HARARE (Reuters) – Zimbabwe will allow citizens to access remittances from the diaspora and permit farmers to take their produce to the market, easing a three-week coronavirus lockdown that analysts fear could push the struggling economy to the brink of collapse.
Many citizens in the southern African nation, which has recorded one death from nine cases, rely on money from relatives in the diaspora but the lockdown had closed a major source of income.
Zimbabwe, which faces its worst economic crisis in a decade, marked by soaring inflation, shortages of foreign currency, food and electricity, earned $635 million from diaspora remittances last year.
Central bank governor John Mangudya said in a statement on Monday money tranfer agencies would be allowed to open three times a week from Tuesday but banks remained closed for any other transactions.
He said the decision was meant “to allow for the receipt of foreign currency remittances which cannot be transacted on any digital platform.”

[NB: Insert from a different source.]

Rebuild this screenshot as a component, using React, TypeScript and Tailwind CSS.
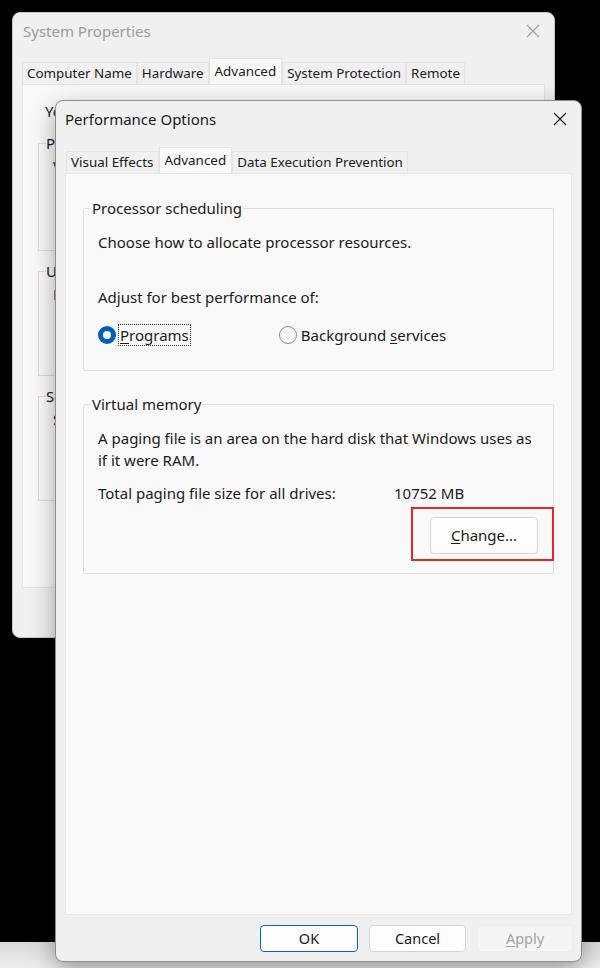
import React from "react";

const font = { fontFamily: '"Noto Sans", "Segoe UI", Arial, sans-serif' };

const CloseIcon = ({ color }: { color: string }) => (
  <svg width="16" height="16" viewBox="0 0 16 16">
    <path d="M2 2 L14 14 M14 2 L2 14" stroke={color} strokeWidth="1.2" fill="none" />
  </svg>
);

const Tab = ({ label, active }: { label: string; active?: boolean }) => (
  <div
    className={
      active
        ? "h-[26px] -mb-[1px] px-[5px] flex items-center bg-[#f9f9f9] border border-b-0 border-[#e3e3e3] text-[#1a1a1a] relative z-10"
        : "h-[22px] mt-[4px] px-[4px] flex items-center bg-[#f0f0f0] border border-b-0 border-[#e3e3e3] text-[#1a1a1a]"
    }
  >
    <span>{label}</span>
  </div>
);

const Radio = ({ checked }: { checked?: boolean }) =>
  checked ? (
    <div className="w-[18px] h-[18px] rounded-full bg-[#005fb8] flex items-center justify-center">
      <div className="w-[8px] h-[8px] rounded-full bg-white" />
    </div>
  ) : (
    <div className="w-[18px] h-[18px] rounded-full border border-[#8a8a8a] bg-[#f6f6f6]" />
  );

const Group = ({ title, className, children }: { title: string; className: string; children: React.ReactNode }) => (
  <fieldset className={"border border-[#dedede] rounded-[2px] pl-[14px] " + className}>
    <legend className="-ml-[7px] px-[1px] text-[#1a1a1a] leading-[20px]">{title}</legend>
    {children}
  </fieldset>
);

const BackGroup = ({ title, line, className }: { title: string; line: string; className: string }) => (
  <fieldset className={"border border-[#dcdcdc] pl-[14px] whitespace-nowrap " + className}>
    <legend className="-ml-[7px] leading-[20px]">{title}</legend>
    <div className="mt-[2px]">{line}</div>
  </fieldset>
);

const BackWindow = () => (
  <div className="absolute left-[12px] top-[12px] w-[543px] h-[626px] rounded-[8px] bg-[#f0f0f0] border border-[#c8c8c8] flex flex-col">
    <div className="h-[36px] flex items-center justify-between pl-[10px] pr-[13px] text-[15px] text-[#9b9b9b]">
      <span>System Properties</span>
      <CloseIcon color="#a0a0a0" />
    </div>
    <div className="flex ml-[9px] mt-[9px] text-[13.4px]">
      <Tab label="Computer Name" />
      <Tab label="Hardware" />
      <Tab label="Advanced" active />
      <Tab label="System Protection" />
      <Tab label="Remote" />
    </div>
    <div className="mx-[9px] h-[504px] bg-[#f9f9f9] border border-[#e3e3e3] text-[15px] text-[#1a1a1a] pl-[15px] pr-[14px] pt-[15px] overflow-hidden">
      <div className="ml-[7px] leading-[22px] whitespace-nowrap">
        You must be logged on as an Administrator to make most of these changes.
      </div>
      <div className="mt-[11px] flex flex-col gap-[10px]">
        <BackGroup title="Performance" line="Visual effects, processor scheduling, memory usage" className="h-[118px]" />
        <BackGroup title="User Profiles" line="Desktop settings related to your sign-in" className="h-[115px]" />
        <BackGroup title="Startup and Recovery" line="System startup, system failure, and debugging" className="h-[115px]" />
      </div>
    </div>
  </div>
);

const Button = ({ label, kind, w }: { label: React.ReactNode; kind: "primary" | "normal" | "disabled"; w: string }) => {
  const cls =
    kind === "primary"
      ? "border-[#0067c0] bg-[#fdfdfd] text-[#1a1a1a]"
      : kind === "normal"
      ? "border-[#d4d4d4] bg-[#fdfdfd] text-[#1a1a1a]"
      : "border-[#ececec] bg-[#f5f5f5] text-[#a2a2a2]";
  return (
    <div className={"h-[27px] rounded-[4px] border flex items-center justify-center text-[14.5px] " + w + " " + cls}>
      {label}
    </div>
  );
};

const FrontWindow = () => (
  <div className="absolute left-[55px] top-[100px] w-[527px] h-[862px] rounded-[8px] bg-[#f0f0f0] border border-[#8c8c8c] shadow-[0_8px_24px_rgba(0,0,0,0.35)] flex flex-col">
    <div className="h-[36px] flex items-center justify-between pl-[9px] pr-[13px] text-[15px] text-[#1a1a1a]">
      <span>Performance Options</span>
      <CloseIcon color="#222" />
    </div>
    <div className="flex ml-[10px] mt-[10px] text-[13.4px]">
      <Tab label="Visual Effects" />
      <Tab label="Advanced" active />
      <Tab label="Data Execution Prevention" />
    </div>
    <div className="mx-[9px] h-[742px] bg-[#f9f9f9] border border-[#e6e6e6] px-[17px] pt-[24px] text-[15px] text-[#1a1a1a]">
      <Group title="Processor scheduling" className="h-[173px]">
        <div className="mt-[13px] leading-[22px]">Choose how to allocate processor resources.</div>
        <div className="mt-[33px] leading-[22px]">Adjust for best performance of:</div>
        <div className="mt-[16px] flex items-center">
          <Radio checked />
          <span className="ml-[2px] px-[1px] border border-dotted border-[#333] leading-[20px]">
            <span className="underline underline-offset-2">P</span>rograms
          </span>
          <div className="ml-[88px] flex items-center gap-[4px]">
            <Radio />
            <span>
              Background <span className="underline underline-offset-2">s</span>ervices
            </span>
          </div>
        </div>
      </Group>
      <Group title="Virtual memory" className="mt-[23px] h-[180px]">
        <div className="mt-[13px] leading-[22px] whitespace-nowrap">
          A paging file is an area on the hard disk that Windows uses as
          <br />
          if it were RAM.
        </div>
        <div className="mt-[11px] flex leading-[22px]">
          <span className="w-[296px]">Total paging file size for all drives:</span>
          <span>10752 MB</span>
        </div>
        <div className="flex justify-end mt-[3px] -mr-[1px]">
          <div className="border-2 border-[#e2262b] pl-[17px] pr-[14px] pt-[8px] pb-[5px]">
            <div className="w-[108px] h-[37px] rounded-[4px] border border-[#d4d4d4] bg-[#fdfdfd] flex items-center justify-center">
              <span>
                <span className="underline underline-offset-2">C</span>hange...
              </span>
            </div>
          </div>
        </div>
      </Group>
    </div>
    <div className="flex gap-[11px] justify-end pr-[8px] mt-[10px]">
      <Button label="OK" kind="primary" w="w-[98px]" />
      <Button label="Cancel" kind="normal" w="w-[97px]" />
      <Button
        w="w-[96px]"
        label={
          <span>
            <span className="underline underline-offset-2">A</span>pply
          </span>
        }
        kind="disabled"
      />
    </div>
  </div>
);

export default function App() {
  return (
    <div className="w-[600px] h-[968px] bg-black relative overflow-hidden" style={font}>
      <div className="absolute left-0 right-0 bottom-0 h-[26px] bg-gradient-to-b from-[#d8d8d8] to-[#eeeeee]" />
      <BackWindow />
      <FrontWindow />
    </div>
  );
}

President Emmerson Mnangagwa, who ordered the lockdown that started on March 30, said separately that farmers would be allowed to sell their produce at the markets starting Tuesday.
Farmers had complained that their produce was rotting on the farms, leaving them without a source of income while shops were running out of fresh vegetables.
The easing of the lockdown shows the limitations that most African governments face as they seek to balance the need to stop the spread of the new coronavirus and keeping the wheels of the economy turning.